Page 2578 - Week 07 - Thursday, 18 June 2009
Next page . . . . Previous page . . . . Speeches . . . . Contents . . . . Debates(HTML) . . . . PDF . . . .
Hospitals—Calvary Public Hospital
MR DOSZPOT: My question is to the Minister for Health and is in relation to the proposal to purchase Calvary hospital. Minister, I refer you to the ACT government community engagement service charter, which appears on one of your department’s websites and which outlines explicit and unambiguous guidelines about how your government will engage the community in the decision-making process. On what basis did you determine that community engagement was not needed for the purchase of Calvary hospital?
MS GALLAGHER: I thank the member for the question. The argument the opposition are trying to put forward in this is that prior to—
Mr Seselja: It was a question; it wasn’t an argument.
MS GALLAGHER: Well, an argument put through the question.

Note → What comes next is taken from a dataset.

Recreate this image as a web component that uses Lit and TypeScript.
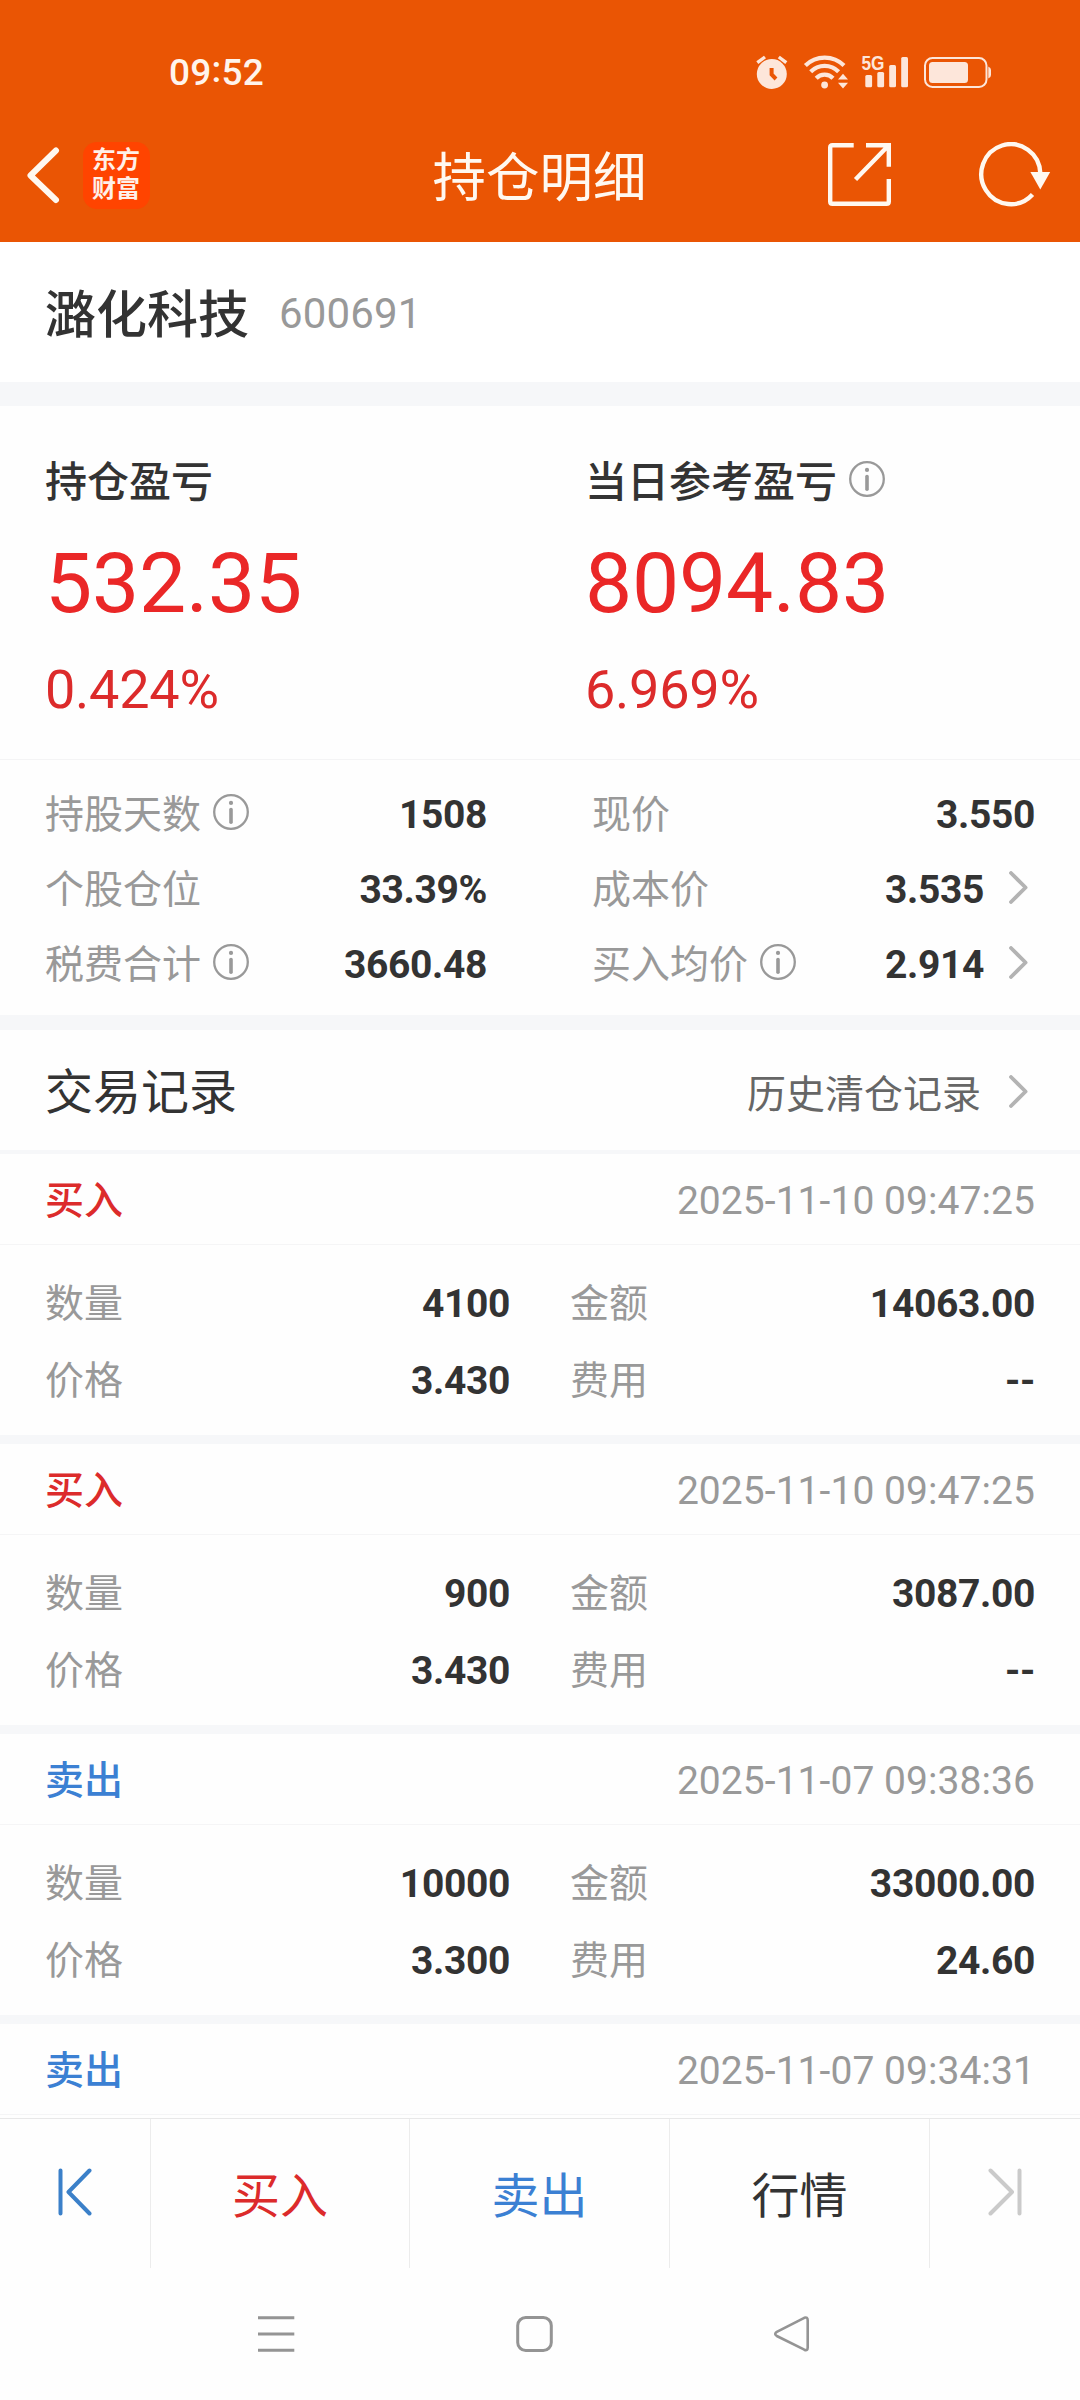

Mr Seselja: I know you don’t want to answer the question.
MS GALLAGHER: I have no problem answering the questions that have been asked. What the opposition is trying to say is that before we should speak with the Little Company of Mary and before the Little Company of Mary should speak to us, we should have undertaken a wide community consultation process around whether or not we were allowed to enter into discussions with Little Company of Mary. If we had got the green light from the community to actually commence those discussions, we were then allowed—
Mr Hanson: No, are you going to do a wide community consultation process? We haven’t dictated the timing. Are you going to have a wide community consultation process?
MS GALLAGHER: What a joke! That really sums up why the opposition are where they are. They fundamentally do not understand the discussions that government is involved in every day. I can honestly stand here and say that I imagine every minister here is having discussions with business, stakeholder groups and industry representatives that are not subject to broad community consultation about whether or not we have those discussions in the first place. Governments have discussions all the time with third-party organisations around a whole range of matters that are not subject to broad public consumption at that time.
What the opposition do not realise—of course, we still have not heard what they actually think about the proposed sale of Calvary—
Mr Hanson: You’ve heard what we think about it.
MS GALLAGHER: No, we have not heard what you think about it at all. You have no view on it; just like the bush healing farm, just like needle and syringe programs in jails, just like the budget—absolutely no view at all!